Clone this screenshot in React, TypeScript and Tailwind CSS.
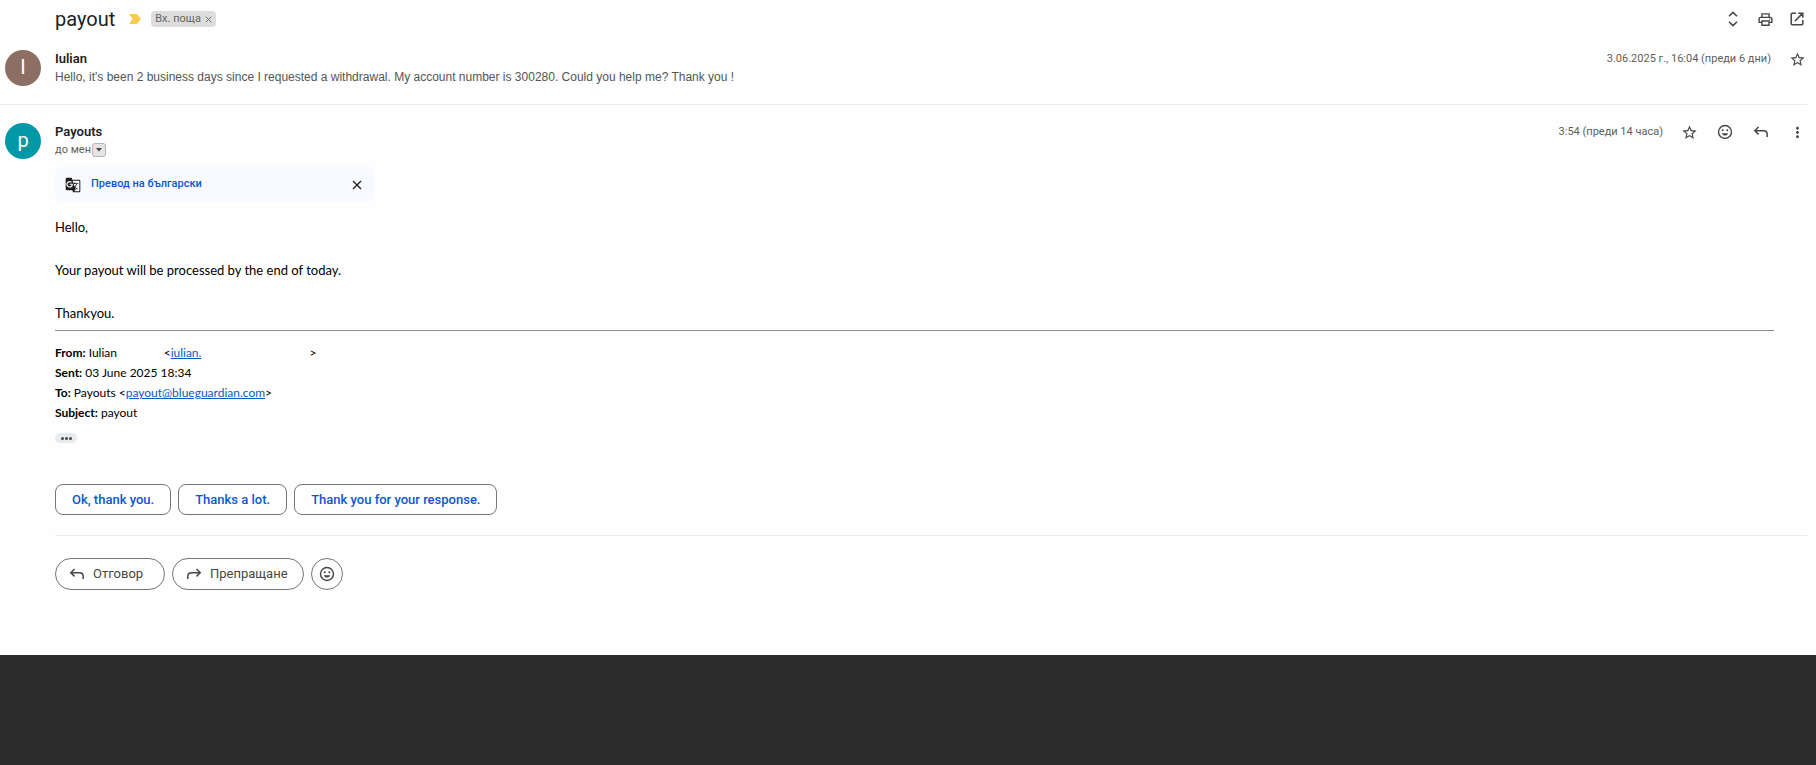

##############################

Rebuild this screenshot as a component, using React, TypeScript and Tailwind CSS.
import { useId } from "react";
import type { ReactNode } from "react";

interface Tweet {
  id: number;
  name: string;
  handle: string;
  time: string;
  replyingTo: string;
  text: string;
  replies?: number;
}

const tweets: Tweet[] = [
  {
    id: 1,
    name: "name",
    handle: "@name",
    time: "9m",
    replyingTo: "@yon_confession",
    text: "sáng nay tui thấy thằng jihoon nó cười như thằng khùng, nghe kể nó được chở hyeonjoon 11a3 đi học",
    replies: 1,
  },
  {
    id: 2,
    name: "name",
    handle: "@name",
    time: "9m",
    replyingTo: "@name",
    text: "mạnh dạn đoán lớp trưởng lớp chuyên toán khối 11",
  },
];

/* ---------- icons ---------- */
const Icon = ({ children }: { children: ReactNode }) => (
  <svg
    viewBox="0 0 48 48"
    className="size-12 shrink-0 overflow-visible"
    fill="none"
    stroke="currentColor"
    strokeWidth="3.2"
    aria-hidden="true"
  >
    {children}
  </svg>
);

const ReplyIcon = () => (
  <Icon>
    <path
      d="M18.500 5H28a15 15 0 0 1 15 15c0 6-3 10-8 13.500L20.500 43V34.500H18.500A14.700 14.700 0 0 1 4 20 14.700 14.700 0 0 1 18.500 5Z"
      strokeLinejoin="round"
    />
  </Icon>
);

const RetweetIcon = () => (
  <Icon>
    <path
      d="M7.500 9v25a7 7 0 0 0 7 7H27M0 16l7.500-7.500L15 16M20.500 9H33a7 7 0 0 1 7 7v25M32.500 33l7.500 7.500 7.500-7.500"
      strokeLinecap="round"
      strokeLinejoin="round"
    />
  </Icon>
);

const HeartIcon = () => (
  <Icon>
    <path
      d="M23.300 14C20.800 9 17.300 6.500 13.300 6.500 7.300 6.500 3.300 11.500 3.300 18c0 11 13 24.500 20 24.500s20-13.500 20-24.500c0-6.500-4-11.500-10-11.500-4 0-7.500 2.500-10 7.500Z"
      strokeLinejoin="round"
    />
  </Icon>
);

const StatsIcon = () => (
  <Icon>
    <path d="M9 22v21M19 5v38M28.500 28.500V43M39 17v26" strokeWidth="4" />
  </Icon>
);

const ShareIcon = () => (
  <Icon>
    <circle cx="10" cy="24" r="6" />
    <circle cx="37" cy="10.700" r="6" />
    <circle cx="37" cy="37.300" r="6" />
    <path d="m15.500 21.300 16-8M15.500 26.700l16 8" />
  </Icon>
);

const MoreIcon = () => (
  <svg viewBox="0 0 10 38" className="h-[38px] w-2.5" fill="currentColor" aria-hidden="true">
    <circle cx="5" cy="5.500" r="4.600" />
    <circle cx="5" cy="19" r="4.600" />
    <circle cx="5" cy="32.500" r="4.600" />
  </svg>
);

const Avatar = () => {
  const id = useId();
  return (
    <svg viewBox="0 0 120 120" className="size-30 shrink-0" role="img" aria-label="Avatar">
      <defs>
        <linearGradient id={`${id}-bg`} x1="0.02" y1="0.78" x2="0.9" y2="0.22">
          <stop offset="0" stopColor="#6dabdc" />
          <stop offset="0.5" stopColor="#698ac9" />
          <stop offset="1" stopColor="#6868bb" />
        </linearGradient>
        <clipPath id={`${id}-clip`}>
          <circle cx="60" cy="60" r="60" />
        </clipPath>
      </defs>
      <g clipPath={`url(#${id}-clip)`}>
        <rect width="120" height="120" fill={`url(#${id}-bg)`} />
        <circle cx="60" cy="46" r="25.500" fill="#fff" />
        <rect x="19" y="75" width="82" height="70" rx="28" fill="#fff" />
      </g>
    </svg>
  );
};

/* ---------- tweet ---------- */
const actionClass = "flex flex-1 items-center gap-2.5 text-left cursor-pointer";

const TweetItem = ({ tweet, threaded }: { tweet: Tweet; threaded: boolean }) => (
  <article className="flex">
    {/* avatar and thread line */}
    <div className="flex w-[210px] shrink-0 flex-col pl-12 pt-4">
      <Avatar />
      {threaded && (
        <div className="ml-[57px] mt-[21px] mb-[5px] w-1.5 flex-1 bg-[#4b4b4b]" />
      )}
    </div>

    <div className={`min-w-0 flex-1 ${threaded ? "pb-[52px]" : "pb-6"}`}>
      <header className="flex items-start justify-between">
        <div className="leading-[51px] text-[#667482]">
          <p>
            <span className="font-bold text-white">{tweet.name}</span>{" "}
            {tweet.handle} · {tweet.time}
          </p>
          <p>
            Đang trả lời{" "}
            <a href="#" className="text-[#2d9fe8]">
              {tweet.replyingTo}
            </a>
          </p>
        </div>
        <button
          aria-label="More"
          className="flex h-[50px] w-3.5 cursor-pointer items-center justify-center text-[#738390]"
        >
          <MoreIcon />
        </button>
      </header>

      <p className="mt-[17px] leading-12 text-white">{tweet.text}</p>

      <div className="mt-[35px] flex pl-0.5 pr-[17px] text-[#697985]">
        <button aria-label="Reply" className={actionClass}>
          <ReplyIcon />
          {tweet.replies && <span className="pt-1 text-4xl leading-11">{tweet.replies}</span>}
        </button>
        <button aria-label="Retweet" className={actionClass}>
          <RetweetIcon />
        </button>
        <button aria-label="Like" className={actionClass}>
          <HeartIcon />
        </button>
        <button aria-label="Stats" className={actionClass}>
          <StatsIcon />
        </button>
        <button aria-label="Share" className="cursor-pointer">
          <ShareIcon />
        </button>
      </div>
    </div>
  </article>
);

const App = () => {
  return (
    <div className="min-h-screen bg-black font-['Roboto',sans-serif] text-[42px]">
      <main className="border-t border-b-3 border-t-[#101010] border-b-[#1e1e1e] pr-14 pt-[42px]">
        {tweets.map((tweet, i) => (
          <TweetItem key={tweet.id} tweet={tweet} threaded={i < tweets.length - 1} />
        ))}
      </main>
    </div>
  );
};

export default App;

##############################

■ STATED GOAL ■
Identify every line above that includes the word "this", and show those lines.

■ TASK RESULT ■
Clone this screenshot in React, TypeScript and Tailwind CSS.
Rebuild this screenshot as a component, using React, TypeScript and Tailwind CSS.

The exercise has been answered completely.